Directive: Gather each line containing the string "React" from these entries.

━━━

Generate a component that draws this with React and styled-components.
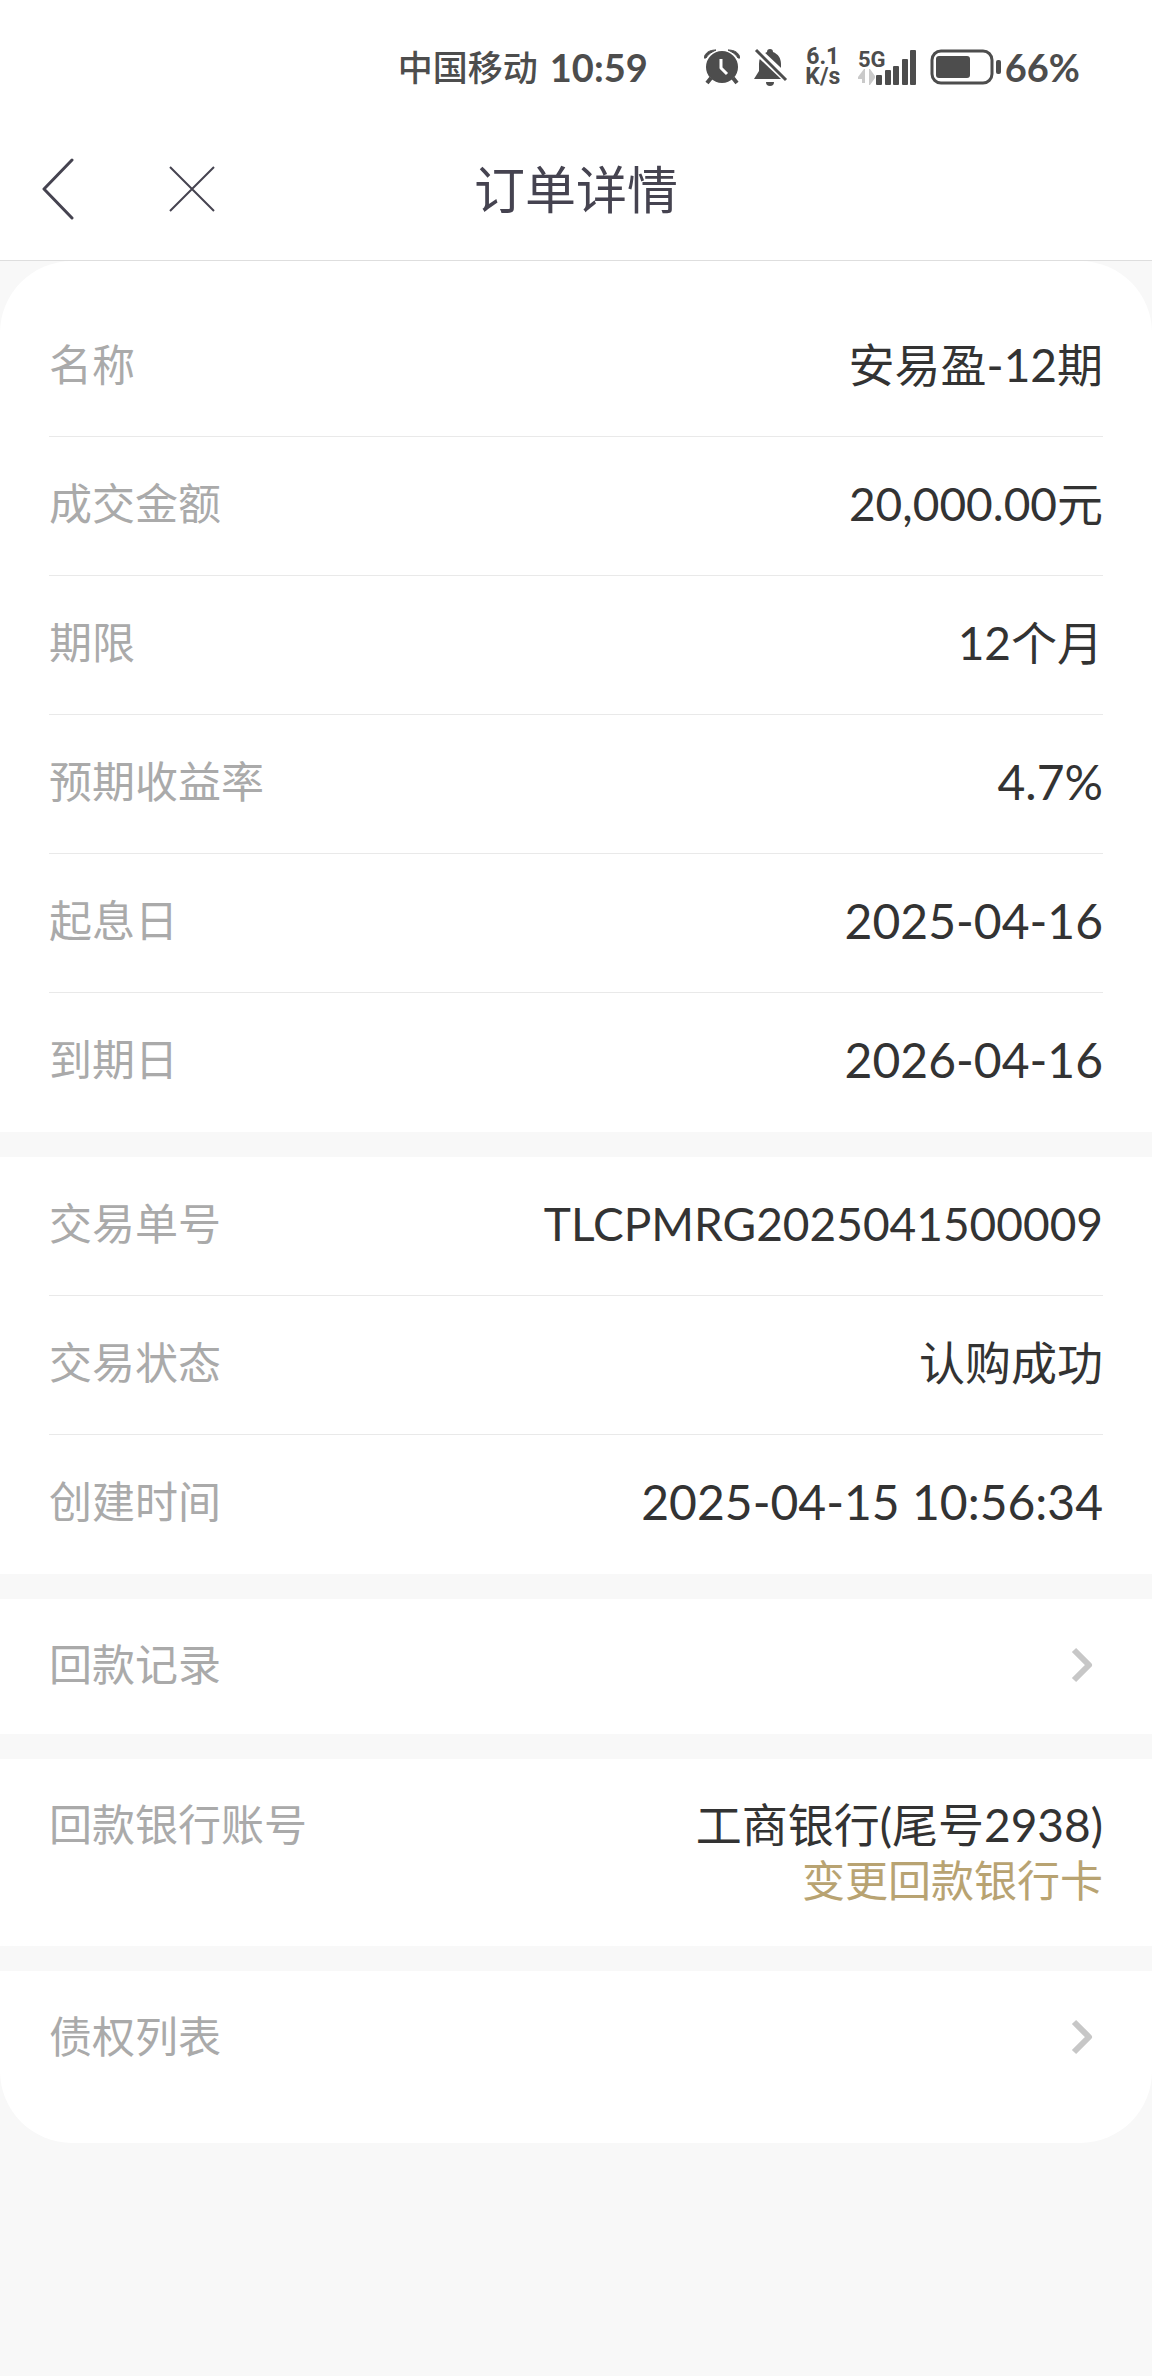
import React from 'react';
import styled, { createGlobalStyle } from 'styled-components';

const GlobalStyle = createGlobalStyle`
  * {
    box-sizing: border-box;
  }

  body {
    margin: 0;
    background: #f8f8f8;
    color: #333;
    font-family: Lato, 'Noto Sans CJK SC', sans-serif;
  }

  button {
    padding: 0;
    border: 0;
    background: none;
    color: inherit;
    font-family: inherit;
    cursor: pointer;
  }
`;

const StatusBar = styled.div`
  display: flex;
  align-items: center;
  justify-content: flex-end;
  height: 118px;
  padding: 16px 72px 0 0;
  background: #fff;
  color: #4d4d4d;
  font-weight: 700;
  line-height: 40px;

  svg {
    display: block;
    flex: none;
  }
`;

const Carrier = styled.span`
  margin-right: 12px;
  font-size: 35px;
  font-weight: 500;
`;

const Clock = styled.span`
  margin-right: 56px;
  font-size: 38px;
`;

const StatusIcons = styled.div`
  display: flex;
  align-items: center;
  gap: 14px;
`;

const Speed = styled.span`
  display: flex;
  flex-direction: column;
  align-items: center;
  width: 42px;
  font-family: Roboto, sans-serif;
  font-size: 23px;
  line-height: 20px;
`;

const Battery = styled.span`
  display: flex;
  align-items: center;
  gap: 4px;
  font-size: 38px;
`;

const Header = styled.header`
  display: grid;
  grid-template-columns: 1fr auto 1fr;
  align-items: center;
  height: 143px;
  padding: 0 40px;
  border-bottom: 1px solid #dedede;
  background: #fff;
  color: #454350;
`;

const HeaderActions = styled.div`
  display: flex;
  align-items: center;
  gap: 90px;

  svg {
    display: block;
  }
`;

const Title = styled.h1`
  margin: 0;
  padding-top: 2px;
  font-size: 51px;
  font-weight: 400;
  line-height: 60px;
`;

const Card = styled.main`
  display: flex;
  flex-direction: column;
  gap: 25px;
  overflow: hidden;
  border-radius: 72px;
  background: #f8f8f8;
`;

const Section = styled.section`
  padding: ${({ $first, $last }) => `${$first ? 37 : 0}px 49px ${$last ? 37 : 0}px`};
  background: #fff;
`;

const List = styled.dl`
  margin: 0;
`;

const Row = styled.div`
  display: flex;
  align-items: center;
  justify-content: space-between;
  height: 139px;
  padding-bottom: 5px;
  border-bottom: 1px solid #e9e9e9;

  &:last-child {
    border-bottom-color: transparent;
  }
`;

const Label = styled.dt`
  color: #aaa;
  font-size: 43px;
  line-height: 56px;
`;

const Value = styled.dd`
  margin: 0;
  font-size: ${({ $numeric }) => ($numeric ? 48 : 46)}px;
  line-height: 56px;
  text-align: right;
`;

const LinkRow = styled.button`
  display: flex;
  align-items: center;
  justify-content: space-between;
  width: 100%;
  height: 135px;
  padding: 0 9px 3px 0;
  color: #aaa;
  font-size: 43px;
  line-height: 56px;
`;

const BankRow = styled.dl`
  display: flex;
  align-items: flex-start;
  justify-content: space-between;
  margin: 0;
  padding: 38px 0 37px;
`;

const ChangeCard = styled.a`
  display: block;
  color: #b8a372;
  font-size: 43px;
  text-decoration: none;
`;

const AlarmIcon = () => (
  <svg width="36" height="36" viewBox="0 0 36 36" aria-hidden="true">
    <circle cx="18" cy="18" r="16" fill="currentColor" />
    <path
      d="M0 9C1 4 5 1 12 1 8 3 4 5 2 9Zm36 0C35 4 31 1 24 1c4 2 8 4 10 8Z"
      fill="currentColor"
      stroke="currentColor"
      strokeWidth="1"
      strokeLinejoin="round"
    />
    <path d="m7 29-4 5m26-5 4 5" stroke="currentColor" strokeWidth="4" />
    <path d="M17 10v9l6 6" fill="none" stroke="#fff" strokeWidth="3" strokeLinejoin="round" />
  </svg>
);

const MutedIcon = () => (
  <svg width="34" height="38" viewBox="0 0 34 38" aria-hidden="true">
    <path
      d="M16 1c2 0 3 1 3 3 5 2 8 6 8 12v7l5 8H0l5-8v-7C5 10 8 6 13 4c0-2 1-3 3-3Z"
      fill="currentColor"
    />
    <path d="M12 34h8a4 4 0 0 1-8 0Z" fill="currentColor" />
    <path d="M0 0 34 32" stroke="#fff" strokeWidth="8" />
    <path d="m2 2 30 30" stroke="currentColor" strokeWidth="3" />
  </svg>
);

const SignalIcon = () => (
  <svg width="58" height="52" viewBox="0 -8 58 52" fill="currentColor" role="img" aria-label="5G">
    <text x="0" y="18" fontFamily="Roboto, sans-serif" fontSize="22" fontWeight="700">
      5G
    </text>
    <path d="M0 30v-2l6-8h1v14H4v-4Zm11-10h1l5 7v2l-5 7h-1Z" fill="#cacaca" />
    <rect x="18" y="26" width="6" height="10" rx="1" />
    <rect x="27" y="21" width="6" height="15" rx="1" />
    <rect x="35" y="17" width="6" height="19" rx="1" />
    <rect x="44" y="10" width="6" height="26" rx="1" />
    <rect x="52" y="1" width="6" height="35" rx="1" />
  </svg>
);

const BatteryIcon = () => (
  <svg width="71" height="36" viewBox="0 0 71 36" aria-hidden="true">
    <rect x="2" y="2" width="60" height="32" rx="9" fill="none" stroke="currentColor" strokeWidth="3" />
    <rect x="6" y="7" width="34" height="22" rx="3" fill="currentColor" />
    <rect x="66" y="11" width="5" height="14" rx="2" fill="currentColor" />
  </svg>
);

const Chevron = () => (
  <svg width="24" height="36" viewBox="0 0 24 36" aria-hidden="true">
    <path d="m4 3 15 15L4 33" fill="none" stroke="#c7c7c7" strokeWidth="6" strokeLinejoin="round" />
  </svg>
);

const product = [
  { label: '名称', value: '安易盈-12期' },
  { label: '成交金额', value: '20,000.00元' },
  { label: '期限', value: '12个月' },
  { label: '预期收益率', value: '4.7%', numeric: true },
  { label: '起息日', value: '2025-04-16', numeric: true },
  { label: '到期日', value: '2026-04-16', numeric: true },
];

const trade = [
  { label: '交易单号', value: 'TLCPMRG2025041500009' },
  { label: '交易状态', value: '认购成功' },
  { label: '创建时间', value: '2025-04-15 10:56:34', numeric: true },
];

const Details = ({ items }) => (
  <List>
    {items.map(({ label, value, numeric }) => (
      <Row key={label}>
        <Label>{label}</Label>
        <Value $numeric={numeric}>{value}</Value>
      </Row>
    ))}
  </List>
);

const App = () => (
  <>
    <GlobalStyle />
    <StatusBar>
      <Carrier>中国移动</Carrier>
      <Clock>10:59</Clock>
      <StatusIcons>
        <AlarmIcon />
        <MutedIcon />
        <Speed>
          <span>6.1</span>
          <span>K/s</span>
        </Speed>
        <SignalIcon />
        <Battery>
          <BatteryIcon />
          66%
        </Battery>
      </StatusIcons>
    </StatusBar>
    <Header>
      <HeaderActions>
        <button type="button" aria-label="返回">
          <svg width="36" height="62" viewBox="0 0 36 62" fill="none" stroke="currentColor" strokeWidth="3">
            <path d="M32 2 4 31l28 29" strokeLinecap="round" strokeLinejoin="round" />
          </svg>
        </button>
        <button type="button" aria-label="关闭">
          <svg width="52" height="52" viewBox="0 0 52 52" stroke="currentColor" strokeWidth="2">
            <path d="m4 4 44 44M48 4 4 48" />
          </svg>
        </button>
      </HeaderActions>
      <Title>订单详情</Title>
    </Header>
    <Card>
      <Section $first>
        <Details items={product} />
      </Section>
      <Section>
        <Details items={trade} />
      </Section>
      <Section>
        <LinkRow type="button">
          回款记录
          <Chevron />
        </LinkRow>
      </Section>
      <Section>
        <BankRow>
          <Label>回款银行账号</Label>
          <Value>
            工商银行(尾号2938)
            <ChangeCard href="#change-card">变更回款银行卡</ChangeCard>
          </Value>
        </BankRow>
      </Section>
      <Section $last>
        <LinkRow type="button">
          债权列表
          <Chevron />
        </LinkRow>
      </Section>
    </Card>
  </>
);

export default App;
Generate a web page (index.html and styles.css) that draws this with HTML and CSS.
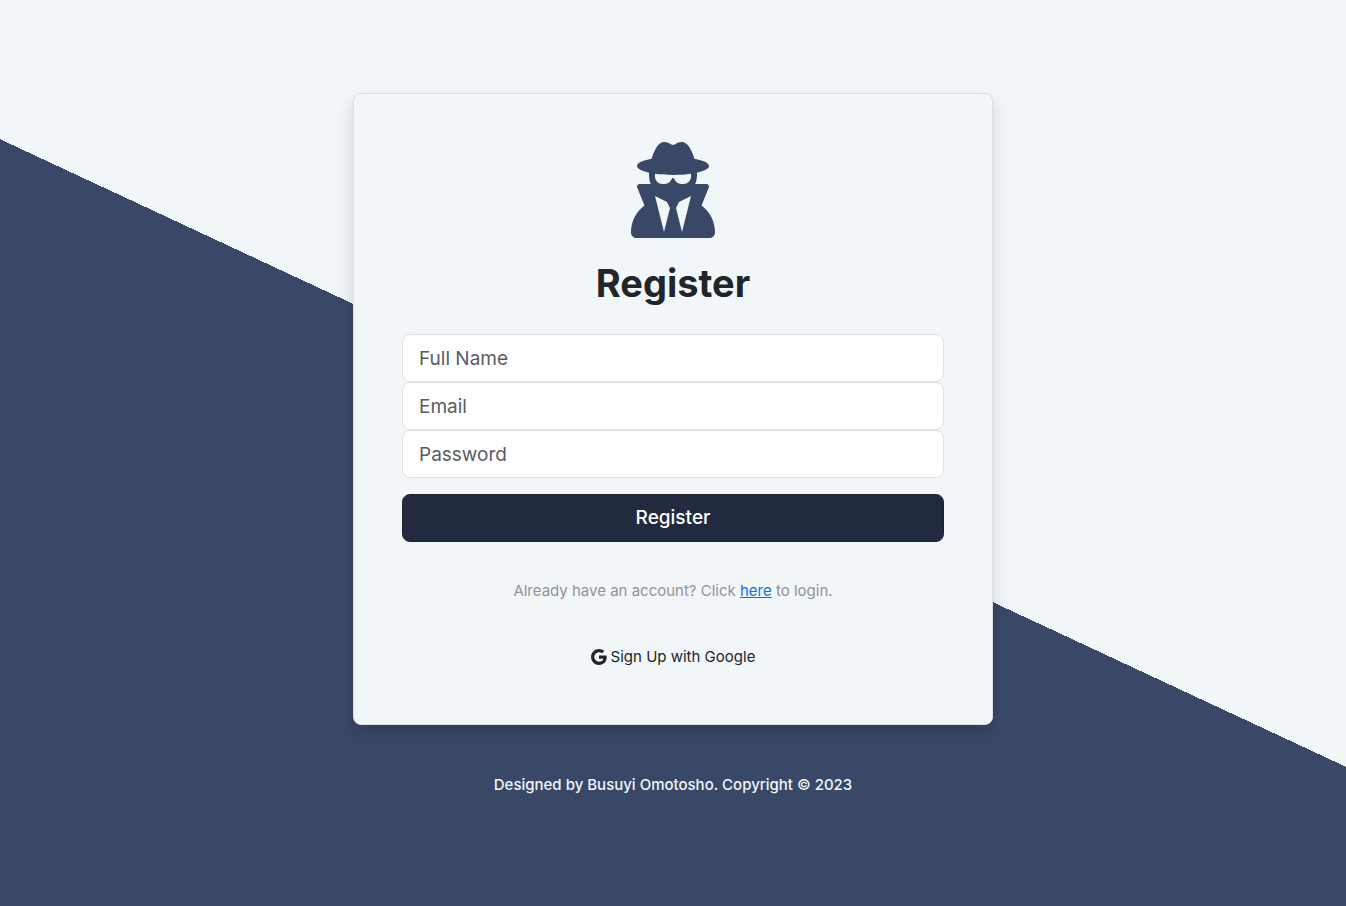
FILE: index.html
```
<!DOCTYPE html>
<html lang="en">
<head>
<meta charset="utf-8">
<meta name="viewport" content="width=device-width, initial-scale=1">
<title>Register</title>
<link rel="stylesheet" href="styles.css">
</head>
<body>
<div class="page">
  <main class="card">
    <svg class="logo" viewBox="0 0 448 512" aria-hidden="true"><path d="M224 16c-6.7 0-10.8-2.8-15.5-6.1C201.9 5.4 194 0 176 0c-30.5 0-52 43.7-66 89.4C62.7 98.1 32 112.2 32 128c0 14.3 25 27.1 64.6 35.9c-.4 4-.6 8-.6 12.1c0 17 3.3 33.2 9.3 48H45.4C38 224 32 230 32 237.4c0 1.7 .3 3.4 1 5l38.8 96.9C28.2 371.8 0 423.8 0 482.3C0 498.7 13.3 512 29.7 512H418.3c16.4 0 29.7-13.3 29.7-29.7c0-58.5-28.2-110.4-71.7-143L415 242.4c.6-1.6 1-3.3 1-5c0-7.4-6-13.4-13.4-13.4H342.7c6-14.8 9.3-31 9.3-48c0-4.1-.2-8.1-.6-12.1C391 155.1 416 142.3 416 128c0-15.8-30.7-29.9-78-38.6C324 43.7 302.5 0 272 0c-18 0-25.9 5.4-32.5 9.9c-4.8 3.3-8.8 6.1-15.5 6.1zm56 208H267.6c-16.5 0-31.1-10.6-36.3-26.2c-2.3-7-12.2-7-14.5 0c-5.2 15.6-19.9 26.2-36.3 26.2H168c-22.1 0-40-17.9-40-40V169.6c28.2 4.1 61 6.4 96 6.4s67.8-2.3 96-6.4V184c0 22.1-17.9 40-40 40zm-88 96l16 32L176 480 128 288l64 32zm128-32L272 480 240 352l16-32 64-32z"/></svg>
    <h1 class="title">Register</h1>
    <form class="form">
      <input class="field" type="text" name="name" placeholder="Full Name" aria-label="Full Name">
      <input class="field" type="email" name="email" placeholder="Email" aria-label="Email">
      <input class="field" type="password" name="password" placeholder="Password" aria-label="Password">
      <button class="submit" type="submit">Register</button>
    </form>
    <p class="hint">Already have an account? Click <a class="link" href="#login">here</a> to login.</p>
    <a class="google" href="#google">
      <svg class="google-icon" viewBox="0 0 16 16" aria-hidden="true"><path d="M15.545 6.558a9.42 9.42 0 0 1 .139 1.626c0 2.434-.87 4.492-2.384 5.885h.002C11.978 15.292 10.158 16 8 16A8 8 0 1 1 8 0a7.689 7.689 0 0 1 5.352 2.082l-2.284 2.284A4.347 4.347 0 0 0 8 3.166c-2.087 0-3.86 1.408-4.492 3.304a4.792 4.792 0 0 0 0 3.063h.003c.635 1.893 2.405 3.301 4.492 3.301 1.078 0 2.004-.276 2.722-.764h-.003a3.702 3.702 0 0 0 1.599-2.431H8v-3.08h7.545z"/></svg>
      <span>Sign Up with Google</span>
    </a>
  </main>
  <footer class="footer">Designed by Busuyi Omotosho. Copyright © 2023</footer>
</div>
</body>
</html>
```
FILE: styles.css
```
* {
  box-sizing: border-box;
}

body {
  margin: 0;
  font-family: Inter, "Liberation Sans", sans-serif;
  font-size: 15px;
  line-height: 24px;
  color: #212529;
}

.page {
  min-height: 100vh;
  display: flex;
  flex-direction: column;
  align-items: center;
  justify-content: center;
  gap: 48px;
  padding: 16px;
  background: linear-gradient(205deg, #f1f6f9 50%, #394867 50%);
}

.card {
  width: 100%;
  max-width: 640px;
  display: flex;
  flex-direction: column;
  align-items: center;
  padding: 48px;
  background: #f1f6f9;
  border: 1px solid #dadfe2;
  border-radius: 8px;
  box-shadow: 0 8px 16px rgba(0, 0, 0, 0.15);
}

.logo {
  height: 96px;
  fill: #394867;
}

.title {
  margin: 21px 0 27px;
  font-size: 38px;
  font-weight: 700;
  line-height: 48px;
}

.form {
  width: 100%;
  display: flex;
  flex-direction: column;
}

.field {
  width: 100%;
  height: 48px;
  padding: 8px 16px;
  font: inherit;
  font-size: 19px;
  color: #212529;
  background: #fff;
  border: 1px solid #dee2e6;
  border-radius: 8px;
}

.field::placeholder {
  color: #595c5f;
  opacity: 1;
}

.submit {
  height: 48px;
  margin-top: 16px;
  font: inherit;
  font-size: 19px;
  font-weight: 500;
  color: #fff;
  background: #212a3e;
  border: 1px solid #212529;
  border-radius: 8px;
}

.hint {
  margin: 37px 0 35px;
  color: #909497;
}

.link {
  color: #0d6efd;
}

.google {
  display: flex;
  align-items: center;
  gap: 4px;
  padding: 7px 12px;
  color: #212529;
  text-decoration: none;
}

.google-icon {
  width: 16px;
  height: 16px;
  fill: #212529;
}

.footer {
  margin-bottom: 16px;
  font-weight: 500;
  color: #f1f6f9;
}
```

━━━

Worked solution:
Generate a component that draws this with React and styled-components.
import React from 'react';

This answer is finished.